WHAT TO PRODUCE: Give every line back verbatim, dropping all images.

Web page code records
(begin)
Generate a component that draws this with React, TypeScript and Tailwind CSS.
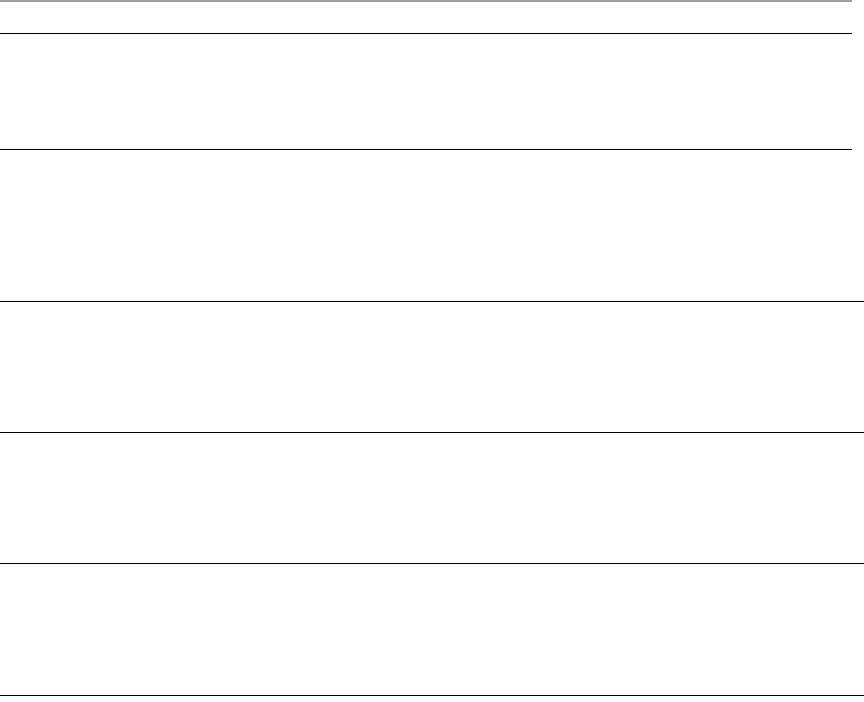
export default function App() {
  return (
    <div className="w-[864px] h-[702px] bg-white flex flex-col">
      <div className="w-[852px] h-[2px] bg-[#a0a0a0]" />
      <div className="w-[852px] h-[32px] border-b border-black" />
      <div className="w-[852px] h-[116px] border-b border-black" />
      <div className="w-full h-[152px] border-b border-black" />
      <div className="w-full h-[131px] border-b border-black" />
      <div className="w-full h-[131px] border-b border-black" />
      <div className="w-full h-[132px] border-b border-black" />
    </div>
  );
}
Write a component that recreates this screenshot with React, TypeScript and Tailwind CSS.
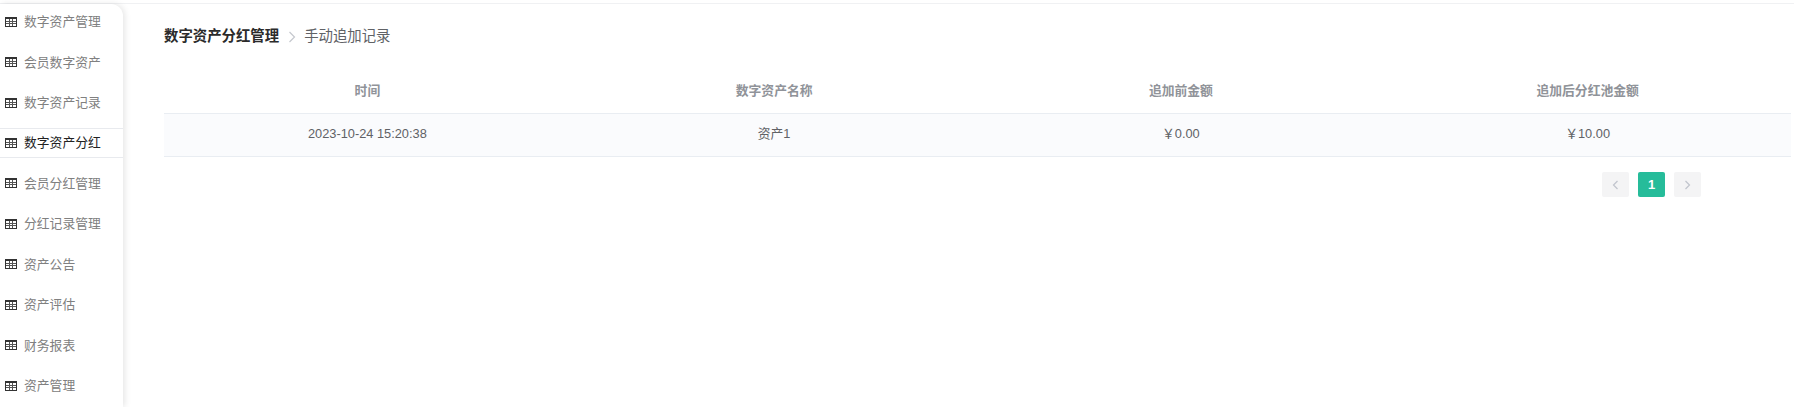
import React from "react";

const menu = ["数字资产管理", "会员数字资产", "数字资产记录", "数字资产分红", "会员分红管理", "分红记录管理", "资产公告", "资产评估", "财务报表", "资产管理"];

function TableIcon() {
  return (
    <svg width="12" height="10" viewBox="0 0 12 10" className="shrink-0" shapeRendering="crispEdges">
      <rect x="0.5" y="0.5" width="11" height="9" fill="none" stroke="#333" />
      <rect x="0" y="0" width="12" height="2" fill="#333" />
      <path d="M4.5 2V9M7.5 2V9M1 4.5H11M1 6.5H11" stroke="#555" fill="none" />
    </svg>
  );
}

export default function App() {
  const font = "font-['Liberation_Sans','Noto_Sans_CJK_SC',sans-serif]";
  return (
    <div className={`w-[1794px] h-[407px] overflow-hidden bg-white flex flex-col ${font}`}>
      <div className="h-[4px] shrink-0 border-b border-[#f0f1f3] bg-white" />
      <div className="flex flex-1 min-h-0">
        <aside className="w-[123px] shrink-0 bg-white rounded-tr-[12px] shadow-[2px_0_6px_rgba(0,0,0,0.1)] pt-[2.5px] flex flex-col gap-[10.05px] overflow-hidden">
          {menu.map((m, i) => (
            <div
              key={m}
              className={`h-[30.4px] shrink-0 flex items-center gap-[7px] pl-[5px] text-[12.8px] ${
                i === 3 ? "border-y border-[#e8eaee] text-[#222]" : "text-[#808080]"
              }`}
            >
              <TableIcon />
              <span>{m}</span>
            </div>
          ))}
        </aside>
        <main className="flex-1 min-w-0 pl-[41px] pr-[3px]">
          <div className="flex items-center h-[20px] mt-[23px] text-[14.4px]">
            <span className="font-bold text-[#2b2b2b]">数字资产分红管理</span>
            <svg width="8" height="12" viewBox="0 0 8 12" className="ml-[9px] mr-[8px]">
              <path d="M1.5 1L6.5 6L1.5 11" fill="none" stroke="#c5c8ce" strokeWidth="1.2" />
            </svg>
            <span className="text-[#606266]">手动追加记录</span>
          </div>
          <div className="mt-[23px] text-[12.8px]">
            <div className="grid grid-cols-4 h-[44px] pb-[2px] items-center text-center font-bold text-[#909399] border-b border-[#e9edf2]">
              <div>时间</div>
              <div>数字资产名称</div>
              <div>追加前金额</div>
              <div>追加后分红池金额</div>
            </div>
            <div className="grid grid-cols-4 h-[43px] pb-[2px] items-center text-center text-[#606266] bg-[#fafbfd] border-b border-[#e9edf2]">
              <div>2023-10-24 15:20:38</div>
              <div>资产1</div>
              <div>￥0.00</div>
              <div>￥10.00</div>
            </div>
          </div>
          <div className="flex justify-end gap-[9px] mt-[15px] pr-[90px]">
            <button className="w-[27px] h-[25px] rounded-[2px] bg-[#f4f4f5] flex items-center justify-center">
              <svg width="7" height="10" viewBox="0 0 7 10"><path d="M5.5 1L1.5 5L5.5 9" fill="none" stroke="#c0c4cc" strokeWidth="1.2" /></svg>
            </button>
            <button className="w-[27px] h-[25px] rounded-[2px] bg-[#26bc9a] text-white text-[13px] font-bold flex items-center justify-center">1</button>
            <button className="w-[27px] h-[25px] rounded-[2px] bg-[#f4f4f5] flex items-center justify-center">
              <svg width="7" height="10" viewBox="0 0 7 10"><path d="M1.5 1L5.5 5L1.5 9" fill="none" stroke="#c0c4cc" strokeWidth="1.2" /></svg>
            </button>
          </div>
        </main>
      </div>
    </div>
  );
}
(end)
FINISHED TASK:
Generate a component that draws this with React, TypeScript and Tailwind CSS.
export default function App() {
  return (
    <div className="w-[864px] h-[702px] bg-white flex flex-col">
      <div className="w-[852px] h-[2px] bg-[#a0a0a0]" />
      <div className="w-[852px] h-[32px] border-b border-black" />
      <div className="w-[852px] h-[116px] border-b border-black" />
      <div className="w-full h-[152px] border-b border-black" />
      <div className="w-full h-[131px] border-b border-black" />
      <div className="w-full h-[131px] border-b border-black" />
      <div className="w-full h-[132px] border-b border-black" />
    </div>
  );
}
Write a component that recreates this screenshot with React, TypeScript and Tailwind CSS.
import React from "react";

const menu = ["数字资产管理", "会员数字资产", "数字资产记录", "数字资产分红", "会员分红管理", "分红记录管理", "资产公告", "资产评估", "财务报表", "资产管理"];

function TableIcon() {
  return (
    <svg width="12" height="10" viewBox="0 0 12 10" className="shrink-0" shapeRendering="crispEdges">
      <rect x="0.5" y="0.5" width="11" height="9" fill="none" stroke="#333" />
      <rect x="0" y="0" width="12" height="2" fill="#333" />
      <path d="M4.5 2V9M7.5 2V9M1 4.5H11M1 6.5H11" stroke="#555" fill="none" />
    </svg>
  );
}

export default function App() {
  const font = "font-['Liberation_Sans','Noto_Sans_CJK_SC',sans-serif]";
  return (
    <div className={`w-[1794px] h-[407px] overflow-hidden bg-white flex flex-col ${font}`}>
      <div className="h-[4px] shrink-0 border-b border-[#f0f1f3] bg-white" />
      <div className="flex flex-1 min-h-0">
        <aside className="w-[123px] shrink-0 bg-white rounded-tr-[12px] shadow-[2px_0_6px_rgba(0,0,0,0.1)] pt-[2.5px] flex flex-col gap-[10.05px] overflow-hidden">
          {menu.map((m, i) => (
            <div
              key={m}
              className={`h-[30.4px] shrink-0 flex items-center gap-[7px] pl-[5px] text-[12.8px] ${
                i === 3 ? "border-y border-[#e8eaee] text-[#222]" : "text-[#808080]"
              }`}
            >
              <TableIcon />
              <span>{m}</span>
            </div>
          ))}
        </aside>
        <main className="flex-1 min-w-0 pl-[41px] pr-[3px]">
          <div className="flex items-center h-[20px] mt-[23px] text-[14.4px]">
            <span className="font-bold text-[#2b2b2b]">数字资产分红管理</span>
            <svg width="8" height="12" viewBox="0 0 8 12" className="ml-[9px] mr-[8px]">
              <path d="M1.5 1L6.5 6L1.5 11" fill="none" stroke="#c5c8ce" strokeWidth="1.2" />
            </svg>
            <span className="text-[#606266]">手动追加记录</span>
          </div>
          <div className="mt-[23px] text-[12.8px]">
            <div className="grid grid-cols-4 h-[44px] pb-[2px] items-center text-center font-bold text-[#909399] border-b border-[#e9edf2]">
              <div>时间</div>
              <div>数字资产名称</div>
              <div>追加前金额</div>
              <div>追加后分红池金额</div>
            </div>
            <div className="grid grid-cols-4 h-[43px] pb-[2px] items-center text-center text-[#606266] bg-[#fafbfd] border-b border-[#e9edf2]">
              <div>2023-10-24 15:20:38</div>
              <div>资产1</div>
              <div>￥0.00</div>
              <div>￥10.00</div>
            </div>
          </div>
          <div className="flex justify-end gap-[9px] mt-[15px] pr-[90px]">
            <button className="w-[27px] h-[25px] rounded-[2px] bg-[#f4f4f5] flex items-center justify-center">
              <svg width="7" height="10" viewBox="0 0 7 10"><path d="M5.5 1L1.5 5L5.5 9" fill="none" stroke="#c0c4cc" strokeWidth="1.2" /></svg>
            </button>
            <button className="w-[27px] h-[25px] rounded-[2px] bg-[#26bc9a] text-white text-[13px] font-bold flex items-center justify-center">1</button>
            <button className="w-[27px] h-[25px] rounded-[2px] bg-[#f4f4f5] flex items-center justify-center">
              <svg width="7" height="10" viewBox="0 0 7 10"><path d="M1.5 1L5.5 5L1.5 9" fill="none" stroke="#c0c4cc" strokeWidth="1.2" /></svg>
            </button>
          </div>
        </main>
      </div>
    </div>
  );
}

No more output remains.